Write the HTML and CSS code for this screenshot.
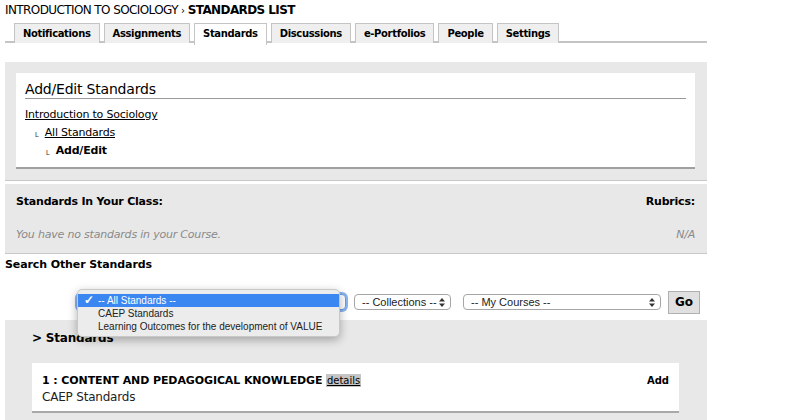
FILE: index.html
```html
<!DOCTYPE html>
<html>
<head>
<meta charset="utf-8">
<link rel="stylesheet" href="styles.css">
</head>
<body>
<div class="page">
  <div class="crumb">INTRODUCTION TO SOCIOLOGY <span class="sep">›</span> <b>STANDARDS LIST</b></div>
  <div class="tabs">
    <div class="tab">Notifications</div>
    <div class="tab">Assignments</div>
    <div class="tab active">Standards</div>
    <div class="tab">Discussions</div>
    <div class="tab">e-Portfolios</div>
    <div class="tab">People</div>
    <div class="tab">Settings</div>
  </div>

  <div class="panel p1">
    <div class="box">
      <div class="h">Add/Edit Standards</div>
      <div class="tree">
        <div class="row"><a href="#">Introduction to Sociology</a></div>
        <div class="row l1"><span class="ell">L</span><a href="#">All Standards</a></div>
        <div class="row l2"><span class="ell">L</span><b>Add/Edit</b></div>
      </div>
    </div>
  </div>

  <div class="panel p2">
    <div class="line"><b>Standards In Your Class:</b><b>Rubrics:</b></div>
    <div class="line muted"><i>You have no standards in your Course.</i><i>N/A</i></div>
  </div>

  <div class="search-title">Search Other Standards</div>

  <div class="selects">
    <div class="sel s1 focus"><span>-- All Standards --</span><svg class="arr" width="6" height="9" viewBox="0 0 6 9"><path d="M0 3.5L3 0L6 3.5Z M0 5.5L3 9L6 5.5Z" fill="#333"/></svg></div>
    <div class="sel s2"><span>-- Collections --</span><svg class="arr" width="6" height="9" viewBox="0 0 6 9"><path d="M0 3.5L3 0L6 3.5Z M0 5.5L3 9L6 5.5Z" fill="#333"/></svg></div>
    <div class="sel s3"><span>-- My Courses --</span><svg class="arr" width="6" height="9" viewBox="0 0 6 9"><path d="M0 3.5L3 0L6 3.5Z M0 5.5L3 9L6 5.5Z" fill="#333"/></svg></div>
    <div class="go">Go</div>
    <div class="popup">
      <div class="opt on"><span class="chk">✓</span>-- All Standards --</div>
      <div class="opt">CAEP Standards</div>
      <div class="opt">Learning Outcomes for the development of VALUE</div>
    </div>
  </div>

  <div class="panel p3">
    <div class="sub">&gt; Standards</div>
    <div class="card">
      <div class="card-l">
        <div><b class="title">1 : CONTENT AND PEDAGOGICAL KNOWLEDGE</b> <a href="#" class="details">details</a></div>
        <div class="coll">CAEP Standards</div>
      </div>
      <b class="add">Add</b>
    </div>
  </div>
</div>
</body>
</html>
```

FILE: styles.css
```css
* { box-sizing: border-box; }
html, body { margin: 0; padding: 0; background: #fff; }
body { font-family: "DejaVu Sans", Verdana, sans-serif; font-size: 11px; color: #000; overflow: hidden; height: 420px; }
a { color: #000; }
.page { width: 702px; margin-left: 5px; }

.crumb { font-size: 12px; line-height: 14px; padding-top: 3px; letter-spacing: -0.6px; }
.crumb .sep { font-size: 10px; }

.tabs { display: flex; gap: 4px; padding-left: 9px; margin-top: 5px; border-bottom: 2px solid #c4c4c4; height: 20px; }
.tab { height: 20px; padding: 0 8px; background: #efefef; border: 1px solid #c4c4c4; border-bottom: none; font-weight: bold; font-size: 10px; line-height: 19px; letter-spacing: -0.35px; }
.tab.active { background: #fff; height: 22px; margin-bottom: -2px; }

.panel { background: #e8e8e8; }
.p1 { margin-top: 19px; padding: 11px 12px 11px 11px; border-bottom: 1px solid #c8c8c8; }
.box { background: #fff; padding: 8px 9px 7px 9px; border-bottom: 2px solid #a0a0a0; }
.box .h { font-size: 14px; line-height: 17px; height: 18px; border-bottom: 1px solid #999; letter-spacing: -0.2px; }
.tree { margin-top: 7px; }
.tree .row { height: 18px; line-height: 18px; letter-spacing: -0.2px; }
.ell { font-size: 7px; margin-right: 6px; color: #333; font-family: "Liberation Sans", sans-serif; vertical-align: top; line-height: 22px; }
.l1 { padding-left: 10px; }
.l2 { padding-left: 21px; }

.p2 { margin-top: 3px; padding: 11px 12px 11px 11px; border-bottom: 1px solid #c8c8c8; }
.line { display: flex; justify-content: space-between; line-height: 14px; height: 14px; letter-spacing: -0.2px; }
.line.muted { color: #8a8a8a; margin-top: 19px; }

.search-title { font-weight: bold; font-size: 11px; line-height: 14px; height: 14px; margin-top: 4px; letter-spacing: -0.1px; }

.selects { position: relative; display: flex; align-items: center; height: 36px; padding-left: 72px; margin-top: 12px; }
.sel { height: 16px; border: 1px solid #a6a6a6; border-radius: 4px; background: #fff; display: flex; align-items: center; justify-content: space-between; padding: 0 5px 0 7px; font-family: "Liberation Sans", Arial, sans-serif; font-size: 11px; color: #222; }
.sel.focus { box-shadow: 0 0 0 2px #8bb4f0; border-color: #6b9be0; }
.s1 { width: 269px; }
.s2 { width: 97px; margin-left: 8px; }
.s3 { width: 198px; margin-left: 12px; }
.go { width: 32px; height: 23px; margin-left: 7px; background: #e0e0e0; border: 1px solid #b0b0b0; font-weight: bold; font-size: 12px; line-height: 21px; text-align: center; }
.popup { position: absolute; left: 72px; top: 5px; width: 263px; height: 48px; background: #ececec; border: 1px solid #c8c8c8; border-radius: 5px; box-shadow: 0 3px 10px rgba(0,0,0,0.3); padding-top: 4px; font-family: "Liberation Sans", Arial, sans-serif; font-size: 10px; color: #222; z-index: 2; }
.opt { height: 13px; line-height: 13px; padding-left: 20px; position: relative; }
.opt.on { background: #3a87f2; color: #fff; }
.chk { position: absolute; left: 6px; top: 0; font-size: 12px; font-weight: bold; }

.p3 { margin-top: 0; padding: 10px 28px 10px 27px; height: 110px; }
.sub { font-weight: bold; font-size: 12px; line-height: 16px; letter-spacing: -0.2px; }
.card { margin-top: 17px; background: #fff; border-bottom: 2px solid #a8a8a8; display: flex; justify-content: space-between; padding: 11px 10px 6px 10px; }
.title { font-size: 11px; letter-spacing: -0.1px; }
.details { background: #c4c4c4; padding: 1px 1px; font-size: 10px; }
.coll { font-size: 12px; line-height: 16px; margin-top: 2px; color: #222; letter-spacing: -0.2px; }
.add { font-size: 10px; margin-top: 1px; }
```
——
BRIEF: Without the pictures, transcribe the listing above exactly.

TASK RESULT:
Write the HTML and CSS code for this screenshot.
FILE: index.html
```html
<!DOCTYPE html>
<html>
<head>
<meta charset="utf-8">
<link rel="stylesheet" href="styles.css">
</head>
<body>
<div class="page">
  <div class="crumb">INTRODUCTION TO SOCIOLOGY <span class="sep">›</span> <b>STANDARDS LIST</b></div>
  <div class="tabs">
    <div class="tab">Notifications</div>
    <div class="tab">Assignments</div>
    <div class="tab active">Standards</div>
    <div class="tab">Discussions</div>
    <div class="tab">e-Portfolios</div>
    <div class="tab">People</div>
    <div class="tab">Settings</div>
  </div>

  <div class="panel p1">
    <div class="box">
      <div class="h">Add/Edit Standards</div>
      <div class="tree">
        <div class="row"><a href="#">Introduction to Sociology</a></div>
        <div class="row l1"><span class="ell">L</span><a href="#">All Standards</a></div>
        <div class="row l2"><span class="ell">L</span><b>Add/Edit</b></div>
      </div>
    </div>
  </div>

  <div class="panel p2">
    <div class="line"><b>Standards In Your Class:</b><b>Rubrics:</b></div>
    <div class="line muted"><i>You have no standards in your Course.</i><i>N/A</i></div>
  </div>

  <div class="search-title">Search Other Standards</div>

  <div class="selects">
    <div class="sel s1 focus"><span>-- All Standards --</span><svg class="arr" width="6" height="9" viewBox="0 0 6 9"><path d="M0 3.5L3 0L6 3.5Z M0 5.5L3 9L6 5.5Z" fill="#333"/></svg></div>
    <div class="sel s2"><span>-- Collections --</span><svg class="arr" width="6" height="9" viewBox="0 0 6 9"><path d="M0 3.5L3 0L6 3.5Z M0 5.5L3 9L6 5.5Z" fill="#333"/></svg></div>
    <div class="sel s3"><span>-- My Courses --</span><svg class="arr" width="6" height="9" viewBox="0 0 6 9"><path d="M0 3.5L3 0L6 3.5Z M0 5.5L3 9L6 5.5Z" fill="#333"/></svg></div>
    <div class="go">Go</div>
    <div class="popup">
      <div class="opt on"><span class="chk">✓</span>-- All Standards --</div>
      <div class="opt">CAEP Standards</div>
      <div class="opt">Learning Outcomes for the development of VALUE</div>
    </div>
  </div>

  <div class="panel p3">
    <div class="sub">&gt; Standards</div>
    <div class="card">
      <div class="card-l">
        <div><b class="title">1 : CONTENT AND PEDAGOGICAL KNOWLEDGE</b> <a href="#" class="details">details</a></div>
        <div class="coll">CAEP Standards</div>
      </div>
      <b class="add">Add</b>
    </div>
  </div>
</div>
</body>
</html>
```

FILE: styles.css
```css
* { box-sizing: border-box; }
html, body { margin: 0; padding: 0; background: #fff; }
body { font-family: "DejaVu Sans", Verdana, sans-serif; font-size: 11px; color: #000; overflow: hidden; height: 420px; }
a { color: #000; }
.page { width: 702px; margin-left: 5px; }

.crumb { font-size: 12px; line-height: 14px; padding-top: 3px; letter-spacing: -0.6px; }
.crumb .sep { font-size: 10px; }

.tabs { display: flex; gap: 4px; padding-left: 9px; margin-top: 5px; border-bottom: 2px solid #c4c4c4; height: 20px; }
.tab { height: 20px; padding: 0 8px; background: #efefef; border: 1px solid #c4c4c4; border-bottom: none; font-weight: bold; font-size: 10px; line-height: 19px; letter-spacing: -0.35px; }
.tab.active { background: #fff; height: 22px; margin-bottom: -2px; }

.panel { background: #e8e8e8; }
.p1 { margin-top: 19px; padding: 11px 12px 11px 11px; border-bottom: 1px solid #c8c8c8; }
.box { background: #fff; padding: 8px 9px 7px 9px; border-bottom: 2px solid #a0a0a0; }
.box .h { font-size: 14px; line-height: 17px; height: 18px; border-bottom: 1px solid #999; letter-spacing: -0.2px; }
.tree { margin-top: 7px; }
.tree .row { height: 18px; line-height: 18px; letter-spacing: -0.2px; }
.ell { font-size: 7px; margin-right: 6px; color: #333; font-family: "Liberation Sans", sans-serif; vertical-align: top; line-height: 22px; }
.l1 { padding-left: 10px; }
.l2 { padding-left: 21px; }

.p2 { margin-top: 3px; padding: 11px 12px 11px 11px; border-bottom: 1px solid #c8c8c8; }
.line { display: flex; justify-content: space-between; line-height: 14px; height: 14px; letter-spacing: -0.2px; }
.line.muted { color: #8a8a8a; margin-top: 19px; }

.search-title { font-weight: bold; font-size: 11px; line-height: 14px; height: 14px; margin-top: 4px; letter-spacing: -0.1px; }

.selects { position: relative; display: flex; align-items: center; height: 36px; padding-left: 72px; margin-top: 12px; }
.sel { height: 16px; border: 1px solid #a6a6a6; border-radius: 4px; background: #fff; display: flex; align-items: center; justify-content: space-between; padding: 0 5px 0 7px; font-family: "Liberation Sans", Arial, sans-serif; font-size: 11px; color: #222; }
.sel.focus { box-shadow: 0 0 0 2px #8bb4f0; border-color: #6b9be0; }
.s1 { width: 269px; }
.s2 { width: 97px; margin-left: 8px; }
.s3 { width: 198px; margin-left: 12px; }
.go { width: 32px; height: 23px; margin-left: 7px; background: #e0e0e0; border: 1px solid #b0b0b0; font-weight: bold; font-size: 12px; line-height: 21px; text-align: center; }
.popup { position: absolute; left: 72px; top: 5px; width: 263px; height: 48px; background: #ececec; border: 1px solid #c8c8c8; border-radius: 5px; box-shadow: 0 3px 10px rgba(0,0,0,0.3); padding-top: 4px; font-family: "Liberation Sans", Arial, sans-serif; font-size: 10px; color: #222; z-index: 2; }
.opt { height: 13px; line-height: 13px; padding-left: 20px; position: relative; }
.opt.on { background: #3a87f2; color: #fff; }
.chk { position: absolute; left: 6px; top: 0; font-size: 12px; font-weight: bold; }

.p3 { margin-top: 0; padding: 10px 28px 10px 27px; height: 110px; }
.sub { font-weight: bold; font-size: 12px; line-height: 16px; letter-spacing: -0.2px; }
.card { margin-top: 17px; background: #fff; border-bottom: 2px solid #a8a8a8; display: flex; justify-content: space-between; padding: 11px 10px 6px 10px; }
.title { font-size: 11px; letter-spacing: -0.1px; }
.details { background: #c4c4c4; padding: 1px 1px; font-size: 10px; }
.coll { font-size: 12px; line-height: 16px; margin-top: 2px; color: #222; letter-spacing: -0.2px; }
.add { font-size: 10px; margin-top: 1px; }
```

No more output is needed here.